While cloud has been seen by many as a way of simplifying and removing complication, Tudehope believes the vendor lock-in situation isn't good for anybody in the long term. He said this was particularly apparent in the government's attempts to make sense of its data.

"I think what happened was that government departments who were early adopters of public cloud saw the 'bling bling' -- the shiny lights -- the promise of public cloud, went in early, but hadn't thought through what they were actually jumping -- they were jumping out of maybe a large outsourcing environment but hadn't picked up that they were moving into a just as proprietary environment," he explained.

"One of the items that reinforces this [as the government starts] to move into the big data environment where large datasets are being moved around, [is that the] lock-in has gone to a new level and you just can't move petabytes of data between clouds with ease."

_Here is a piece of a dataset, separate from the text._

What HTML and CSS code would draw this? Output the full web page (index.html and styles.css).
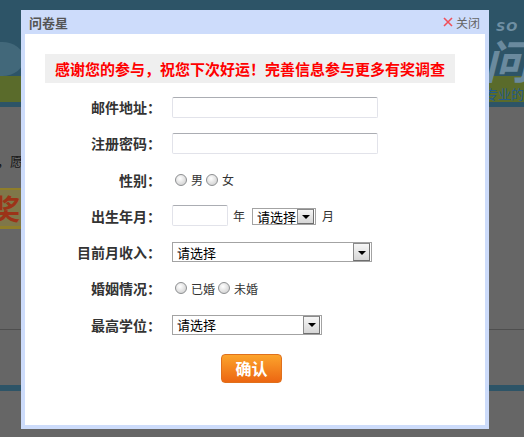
FILE: index.html
```html
<!DOCTYPE html>
<html lang="zh-CN">
<head>
<meta charset="utf-8">
<title>问卷星</title>
<link rel="stylesheet" href="styles.css">
</head>
<body>
<div class="page">
  <header class="top">
    <div class="cloud"></div>
    <div class="grass"></div>
    <div class="logo">
      <span class="logo-so">SO</span>
      <span class="logo-mark">问</span>
      <span class="logo-tag">专业的</span>
    </div>
  </header>
  <main class="content">
    <p class="intro">，愿</p>
    <div class="prize">奖</div>
    <div class="rule"></div>
    <div class="band"></div>
  </main>
</div>

<div class="dialog">
  <div class="dlg-head">
    <span class="dlg-title">问卷星</span>
    <span class="dlg-close">
      <svg class="x-icon" width="10" height="10" viewBox="0 0 10 10"><path d="M1 1 L9 9 M9 1 L1 9" stroke="#f0505a" stroke-width="1.6" fill="none"/></svg>关闭
    </span>
  </div>
  <div class="dlg-body">
    <div class="notice">感谢您的参与，祝您下次好运！完善信息参与更多有奖调查</div>
    <div class="form">
      <div class="lbl">邮件地址：</div>
      <div class="ctl"><input class="txt txt-long" type="text"></div>

      <div class="lbl">注册密码：</div>
      <div class="ctl"><input class="txt txt-long" type="password"></div>

      <div class="lbl">性别：</div>
      <div class="ctl"><span class="radio"></span><span class="opt">男</span><span class="radio"></span><span class="opt">女</span></div>

      <div class="lbl">出生年月：</div>
      <div class="ctl">
        <input class="txt txt-year" type="text"><span class="unit">年</span>
        <span class="sel sel-month"><span class="sel-text">请选择</span><span class="sel-btn"><i class="tri"></i></span></span><span class="unit unit-m">月</span>
      </div>

      <div class="lbl">目前月收入：</div>
      <div class="ctl"><span class="sel sel-income"><span class="sel-text">请选择</span><span class="sel-btn"><i class="tri"></i></span></span></div>

      <div class="lbl">婚姻情况：</div>
      <div class="ctl"><span class="radio"></span><span class="opt">已婚</span><span class="radio"></span><span class="opt">未婚</span></div>

      <div class="lbl">最高学位：</div>
      <div class="ctl"><span class="sel sel-degree"><span class="sel-text">请选择</span><span class="sel-btn"><i class="tri"></i></span></span></div>
    </div>
    <div class="actions"><button class="btn" type="button">确认</button></div>
  </div>
</div>
</body>
</html>
```

FILE: styles.css
```css
* { box-sizing: border-box; }
html, body { margin: 0; padding: 0; }
body {
  width: 524px;
  height: 437px;
  overflow: hidden;
  background: #666666;
  font-family: "Noto Sans CJK SC", "Noto Sans", sans-serif;
  position: relative;
}
.page { height: 437px; }

/* darkened page behind the dialog */
.top {
  position: relative;
  height: 107px;
  background: #2d5467;
  overflow: hidden;
}
.cloud {
  position: absolute;
  left: -20px;
  top: 42px;
  width: 44px;
  height: 34px;
  border-radius: 50%;
  background: #42687a;
}
.grass {
  position: absolute;
  left: 0;
  right: 0;
  top: 76px;
  height: 26px;
  background: #5a6b2b;
}
.logo {
  position: absolute;
  right: 0;
  top: 18px;
  width: 50px;
  height: 84px;
}
.logo-so {
  position: absolute;
  left: 22px;
  top: 2px;
  font: italic bold 13px/14px "DejaVu Sans", sans-serif;
  color: #6f8fa3;
  letter-spacing: 1px;
}
.logo-mark {
  position: absolute;
  left: 10px;
  top: 16px;
  font-size: 46px;
  font-weight: bold;
  font-style: italic;
  line-height: 50px;
  color: #6a8a9e;
}
.logo-tag {
  position: absolute;
  right: 0;
  top: 68px;
  font-size: 13px;
  line-height: 15px;
  color: #245a8c;
  white-space: nowrap;
}
.intro {
  margin: 44px 0 0 -3px;
  font-size: 13px;
  line-height: 20px;
  color: #161616;
}
.prize {
  margin: 17px 0 0 -8px;
  width: 60px;
  height: 41px;
  border-top: 2px solid #8f7e2a;
  border-bottom: 3px solid #8f7e2a;
  background: #7f7749;
  color: #9c3318;
  font-size: 28px;
  font-weight: bold;
  line-height: 36px;
}
.rule {
  margin-top: 100px;
  height: 1px;
  background: #4e4e4e;
}
.band {
  margin-top: 55px;
  height: 6px;
  background: #2d5467;
}

/* dialog */
.dialog {
  position: absolute;
  left: 21px;
  top: 10px;
  width: 468px;
  height: 419px;
  background: #cddcfb;
  padding: 0 4px 4px;
  display: flex;
  flex-direction: column;
}
.dlg-head {
  height: 24px;
  display: flex;
  align-items: center;
  justify-content: space-between;
  padding: 0 5px 0 4px;
}
.dlg-title {
  font-size: 13px;
  font-weight: bold;
  color: #555555;
}
.dlg-close {
  display: flex;
  align-items: center;
  font-size: 12px;
  color: #666666;
}
.x-icon { margin-right: 3px; }
.dlg-body {
  flex: 1;
  background: #ffffff;
  padding: 20px 30px 0 20px;
}
.notice {
  height: 29px;
  line-height: 29px;
  background: #efefef;
  color: #ff0000;
  font-size: 15px;
  font-weight: bold;
  text-align: center;
  white-space: nowrap;
}
.form {
  margin-top: 6px;
  display: grid;
  grid-template-columns: 117px 1fr;
  grid-auto-rows: 36.25px;
  column-gap: 10px;
}
.lbl {
  display: flex;
  align-items: center;
  justify-content: flex-end;
  padding-right: 1px;
  font-size: 14px;
  font-weight: bold;
  color: #333333;
  white-space: nowrap;
}
.ctl {
  display: flex;
  align-items: center;
  font-size: 12px;
  color: #333333;
}
.txt {
  height: 21px;
  margin: 0;
  padding: 0 3px;
  border: 1px solid #e2e3ea;
  border-top-color: #abadb3;
  border-radius: 2px;
  background: #ffffff;
  font: 13px "Noto Sans CJK SC", sans-serif;
  outline: none;
}
.txt-long { width: 206px; }
.txt-year { width: 56px; }
.unit { margin-left: 5px; }
.unit-m { margin-left: 6px; }
.sel {
  display: inline-flex;
  align-items: stretch;
  border: 1px solid #a3a3a3;
  background: #ffffff;
  font-size: 13px;
  color: #000000;
}
.sel-text {
  flex: 1;
  display: flex;
  align-items: center;
  padding-left: 4px;
  white-space: nowrap;
}
.sel-btn {
  width: 17px;
  margin-right: 1px;
  border: 1px solid #8a8a8a;
  border-right-color: #6e6e6e;
  border-bottom-color: #6e6e6e;
  background: linear-gradient(#f6f6f6, #d6d6d6);
  display: flex;
  align-items: center;
  justify-content: center;
}
.tri {
  width: 0;
  height: 0;
  border-left: 4px solid transparent;
  border-right: 4px solid transparent;
  border-top: 4px solid #000000;
  margin-top: 1px;
}
.sel-month { width: 64px; height: 17px; margin-left: 7px; margin-top: 2px; }
.sel-income { width: 200px; height: 20px; }
.sel-degree { width: 150px; height: 20px; }
.radio {
  width: 12px;
  height: 12px;
  margin: 0 4px 0 3px;
  border-radius: 50%;
  border: 1px solid #8d8f91;
  background: radial-gradient(circle at 40% 35%, #ffffff 0, #e6e6e6 45%, #c9c9c9 100%);
}
.opt + .radio { margin-left: 3px; }
.opt { color: #333333; }
.actions {
  display: flex;
  justify-content: center;
  padding-left: 3px;
  margin-top: 11px;
}
.btn {
  width: 61px;
  height: 29px;
  padding: 0;
  border: 1px solid #e0701c;
  border-radius: 4px;
  background: linear-gradient(#fca42c, #ec6612);
  color: #ffffff;
  font: bold 16px "Noto Sans CJK SC", sans-serif;
  line-height: 27px;
}
```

Pointing to government entities that are some of the larger consumers of cloud in the Commonwealth -- such as the Department of Human Services and the Australian Taxation Office -- Tudehope said the bigger agencies have a bigger spectrum of skills, often resulting in more experienced decision-making. However, where government departments are heavily outsourced, they are often beholden to the outsourcer where their IT environment is concerned, which further compounds the problem.

"In many cases that outsourcer is very happy and comfortable with the old way of doing IT and so they have often been held at ransom and adopting cloud has been slow inside those agencies," Tudehope said.

"Quite a diverse range, but as a cohort they're generally considered as lagging that of the private sector -- hopefully that will change over the coming years."

Tudehope said that in 2015 the Australian government was on a "forced march" when it came to cloud computing adoption -- they were basically told it was government policy to adopt cloud and they needed to be able to tick that box that they were adopting cloud-first.

"We came back in 2018 and it had changed, it was no longer about policy being a driver, it was now about, 'How do I go from -- in many agencies -- a sprinkling of cloud deployment to being fully in?' and they were looking for blueprints and examples and easy, low-risk ways to do it," he explained.

"More agencies are all-in and I think over the next couple of years you will look back and see large workloads moving across to cloud which we haven't seen to-date.

"In 2019 it is generally recognised that [hybrid cloud] is where we're going to end and you won't get real hybrid cloud environments unless you have that portability and flexibility to move workloads between clouds."